Job: Copy exactly the lines from the start of the material through the line with "string; value: string;". Pictures stay out of the copy.

______

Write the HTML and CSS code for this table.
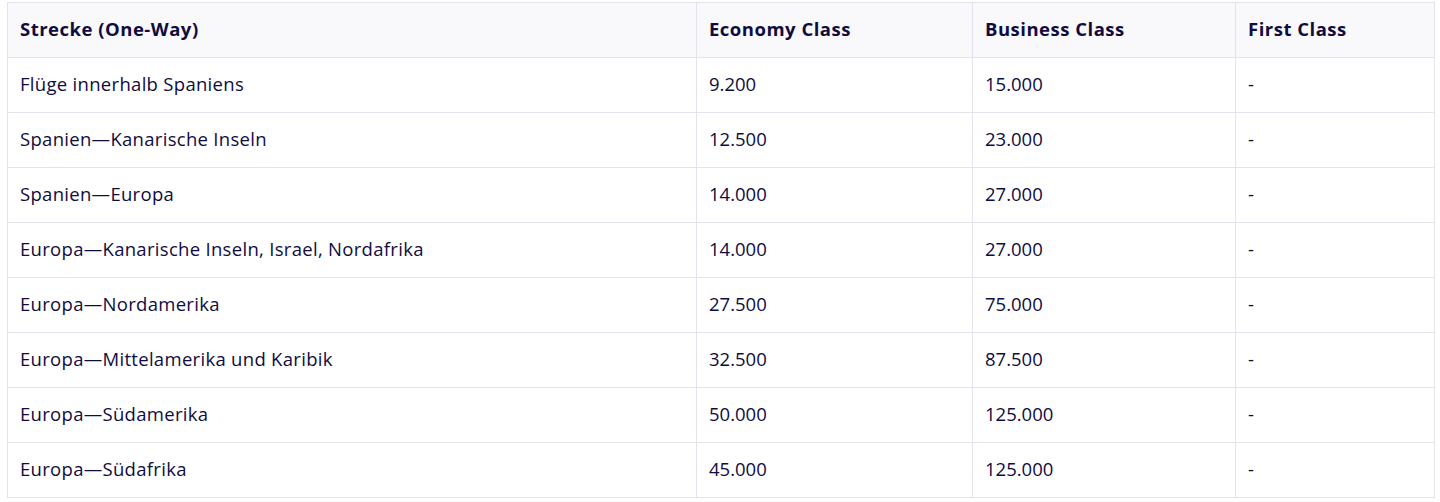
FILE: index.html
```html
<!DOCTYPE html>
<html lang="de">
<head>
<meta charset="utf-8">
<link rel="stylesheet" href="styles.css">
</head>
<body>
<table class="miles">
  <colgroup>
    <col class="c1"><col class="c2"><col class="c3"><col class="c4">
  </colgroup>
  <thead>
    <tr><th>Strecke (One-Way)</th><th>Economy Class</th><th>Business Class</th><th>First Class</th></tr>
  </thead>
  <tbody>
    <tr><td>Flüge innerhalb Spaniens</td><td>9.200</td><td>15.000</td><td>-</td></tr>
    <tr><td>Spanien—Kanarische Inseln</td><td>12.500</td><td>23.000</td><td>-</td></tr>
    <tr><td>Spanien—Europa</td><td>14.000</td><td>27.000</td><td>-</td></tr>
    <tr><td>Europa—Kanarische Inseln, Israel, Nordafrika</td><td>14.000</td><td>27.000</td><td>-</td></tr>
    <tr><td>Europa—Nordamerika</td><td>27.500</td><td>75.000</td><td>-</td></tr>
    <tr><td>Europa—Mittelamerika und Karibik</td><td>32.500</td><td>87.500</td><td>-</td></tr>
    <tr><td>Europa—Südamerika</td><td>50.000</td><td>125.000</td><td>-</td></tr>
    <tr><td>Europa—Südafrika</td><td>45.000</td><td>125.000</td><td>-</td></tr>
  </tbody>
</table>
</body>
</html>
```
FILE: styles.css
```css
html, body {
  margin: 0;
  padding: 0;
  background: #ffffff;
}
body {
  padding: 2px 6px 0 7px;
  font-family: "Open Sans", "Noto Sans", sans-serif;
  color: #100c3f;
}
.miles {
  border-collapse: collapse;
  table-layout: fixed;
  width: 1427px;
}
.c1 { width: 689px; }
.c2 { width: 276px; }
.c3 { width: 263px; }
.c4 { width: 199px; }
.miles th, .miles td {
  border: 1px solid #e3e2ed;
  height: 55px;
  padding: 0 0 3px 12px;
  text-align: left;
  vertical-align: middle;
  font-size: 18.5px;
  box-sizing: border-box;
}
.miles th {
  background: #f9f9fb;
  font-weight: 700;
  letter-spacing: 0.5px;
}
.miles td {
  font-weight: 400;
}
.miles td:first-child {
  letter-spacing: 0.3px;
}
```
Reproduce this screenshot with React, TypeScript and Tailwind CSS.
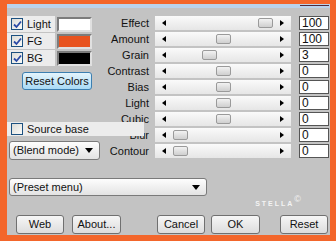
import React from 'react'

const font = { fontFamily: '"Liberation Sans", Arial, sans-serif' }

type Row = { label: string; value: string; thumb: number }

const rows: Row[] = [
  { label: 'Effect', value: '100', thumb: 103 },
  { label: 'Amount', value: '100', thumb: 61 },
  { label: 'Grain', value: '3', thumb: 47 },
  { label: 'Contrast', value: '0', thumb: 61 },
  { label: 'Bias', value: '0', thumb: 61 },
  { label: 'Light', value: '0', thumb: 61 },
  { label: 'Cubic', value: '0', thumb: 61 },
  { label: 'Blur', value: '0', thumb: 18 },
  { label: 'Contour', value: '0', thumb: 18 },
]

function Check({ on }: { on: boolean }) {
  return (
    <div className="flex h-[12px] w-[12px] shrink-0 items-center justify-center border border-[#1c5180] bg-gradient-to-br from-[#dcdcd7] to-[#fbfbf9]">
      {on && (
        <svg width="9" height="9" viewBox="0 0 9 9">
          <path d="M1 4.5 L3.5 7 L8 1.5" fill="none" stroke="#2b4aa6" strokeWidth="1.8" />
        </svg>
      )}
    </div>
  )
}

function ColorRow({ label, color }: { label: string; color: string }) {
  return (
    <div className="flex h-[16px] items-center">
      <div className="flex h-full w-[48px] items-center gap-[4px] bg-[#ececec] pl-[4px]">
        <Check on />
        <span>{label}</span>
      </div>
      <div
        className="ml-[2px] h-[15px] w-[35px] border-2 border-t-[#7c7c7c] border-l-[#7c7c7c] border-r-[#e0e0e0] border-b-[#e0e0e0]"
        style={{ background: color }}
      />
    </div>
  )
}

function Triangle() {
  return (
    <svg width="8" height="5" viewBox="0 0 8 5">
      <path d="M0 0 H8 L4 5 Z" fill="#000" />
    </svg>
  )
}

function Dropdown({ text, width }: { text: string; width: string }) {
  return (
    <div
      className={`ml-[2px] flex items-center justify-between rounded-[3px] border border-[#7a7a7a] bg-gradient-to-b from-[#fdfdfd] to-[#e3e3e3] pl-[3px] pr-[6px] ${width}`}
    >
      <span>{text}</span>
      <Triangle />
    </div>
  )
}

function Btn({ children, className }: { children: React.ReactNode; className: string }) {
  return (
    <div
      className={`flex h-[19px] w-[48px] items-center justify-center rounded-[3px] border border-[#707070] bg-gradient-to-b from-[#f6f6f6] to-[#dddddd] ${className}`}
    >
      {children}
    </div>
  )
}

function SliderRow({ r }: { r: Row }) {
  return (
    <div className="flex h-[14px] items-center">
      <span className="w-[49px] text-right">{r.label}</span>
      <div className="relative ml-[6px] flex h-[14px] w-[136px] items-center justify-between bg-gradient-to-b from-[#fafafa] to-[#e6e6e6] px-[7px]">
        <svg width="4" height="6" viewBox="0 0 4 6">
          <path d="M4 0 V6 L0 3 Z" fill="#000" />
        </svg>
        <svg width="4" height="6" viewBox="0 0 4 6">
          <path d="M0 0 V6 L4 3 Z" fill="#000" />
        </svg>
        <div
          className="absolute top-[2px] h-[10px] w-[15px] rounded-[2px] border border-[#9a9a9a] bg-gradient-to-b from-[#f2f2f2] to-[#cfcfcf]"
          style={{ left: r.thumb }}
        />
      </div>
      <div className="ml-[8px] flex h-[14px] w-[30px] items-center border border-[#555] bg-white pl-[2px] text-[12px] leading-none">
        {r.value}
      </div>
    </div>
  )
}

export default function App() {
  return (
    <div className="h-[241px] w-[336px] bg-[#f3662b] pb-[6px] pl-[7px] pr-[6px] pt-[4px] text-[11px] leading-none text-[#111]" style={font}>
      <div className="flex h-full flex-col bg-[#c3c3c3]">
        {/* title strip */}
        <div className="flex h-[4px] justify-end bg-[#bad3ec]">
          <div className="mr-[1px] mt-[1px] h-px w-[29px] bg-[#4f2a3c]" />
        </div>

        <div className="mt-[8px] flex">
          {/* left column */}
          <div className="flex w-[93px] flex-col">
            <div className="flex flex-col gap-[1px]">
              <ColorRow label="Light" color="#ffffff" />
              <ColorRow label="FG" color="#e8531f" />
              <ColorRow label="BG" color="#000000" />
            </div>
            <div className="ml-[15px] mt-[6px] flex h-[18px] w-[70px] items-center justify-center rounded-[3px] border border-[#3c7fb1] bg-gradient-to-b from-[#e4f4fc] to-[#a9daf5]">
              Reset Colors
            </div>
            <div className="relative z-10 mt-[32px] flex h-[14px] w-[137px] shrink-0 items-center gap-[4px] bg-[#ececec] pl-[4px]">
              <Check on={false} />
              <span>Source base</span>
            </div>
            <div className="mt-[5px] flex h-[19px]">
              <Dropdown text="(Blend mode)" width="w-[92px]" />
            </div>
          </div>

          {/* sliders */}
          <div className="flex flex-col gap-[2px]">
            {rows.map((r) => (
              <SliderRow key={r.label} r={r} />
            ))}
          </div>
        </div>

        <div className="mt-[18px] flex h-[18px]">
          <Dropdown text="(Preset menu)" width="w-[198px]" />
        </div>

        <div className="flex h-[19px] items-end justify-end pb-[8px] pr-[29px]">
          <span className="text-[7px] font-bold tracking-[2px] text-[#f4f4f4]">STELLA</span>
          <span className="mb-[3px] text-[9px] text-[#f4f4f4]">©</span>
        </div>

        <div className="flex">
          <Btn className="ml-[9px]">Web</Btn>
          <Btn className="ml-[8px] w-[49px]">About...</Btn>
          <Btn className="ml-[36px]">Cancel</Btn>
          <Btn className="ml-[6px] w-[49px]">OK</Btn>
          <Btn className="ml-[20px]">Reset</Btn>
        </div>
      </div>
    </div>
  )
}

______

Final result:
Write the HTML and CSS code for this table.
FILE: index.html
```html
<!DOCTYPE html>
<html lang="de">
<head>
<meta charset="utf-8">
<link rel="stylesheet" href="styles.css">
</head>
<body>
<table class="miles">
  <colgroup>
    <col class="c1"><col class="c2"><col class="c3"><col class="c4">
  </colgroup>
  <thead>
    <tr><th>Strecke (One-Way)</th><th>Economy Class</th><th>Business Class</th><th>First Class</th></tr>
  </thead>
  <tbody>
    <tr><td>Flüge innerhalb Spaniens</td><td>9.200</td><td>15.000</td><td>-</td></tr>
    <tr><td>Spanien—Kanarische Inseln</td><td>12.500</td><td>23.000</td><td>-</td></tr>
    <tr><td>Spanien—Europa</td><td>14.000</td><td>27.000</td><td>-</td></tr>
    <tr><td>Europa—Kanarische Inseln, Israel, Nordafrika</td><td>14.000</td><td>27.000</td><td>-</td></tr>
    <tr><td>Europa—Nordamerika</td><td>27.500</td><td>75.000</td><td>-</td></tr>
    <tr><td>Europa—Mittelamerika und Karibik</td><td>32.500</td><td>87.500</td><td>-</td></tr>
    <tr><td>Europa—Südamerika</td><td>50.000</td><td>125.000</td><td>-</td></tr>
    <tr><td>Europa—Südafrika</td><td>45.000</td><td>125.000</td><td>-</td></tr>
  </tbody>
</table>
</body>
</html>
```
FILE: styles.css
```css
html, body {
  margin: 0;
  padding: 0;
  background: #ffffff;
}
body {
  padding: 2px 6px 0 7px;
  font-family: "Open Sans", "Noto Sans", sans-serif;
  color: #100c3f;
}
.miles {
  border-collapse: collapse;
  table-layout: fixed;
  width: 1427px;
}
.c1 { width: 689px; }
.c2 { width: 276px; }
.c3 { width: 263px; }
.c4 { width: 199px; }
.miles th, .miles td {
  border: 1px solid #e3e2ed;
  height: 55px;
  padding: 0 0 3px 12px;
  text-align: left;
  vertical-align: middle;
  font-size: 18.5px;
  box-sizing: border-box;
}
.miles th {
  background: #f9f9fb;
  font-weight: 700;
  letter-spacing: 0.5px;
}
.miles td {
  font-weight: 400;
}
.miles td:first-child {
  letter-spacing: 0.3px;
}
```
Reproduce this screenshot with React, TypeScript and Tailwind CSS.
import React from 'react'

const font = { fontFamily: '"Liberation Sans", Arial, sans-serif' }

type Row = { label: string; value: string; thumb: number }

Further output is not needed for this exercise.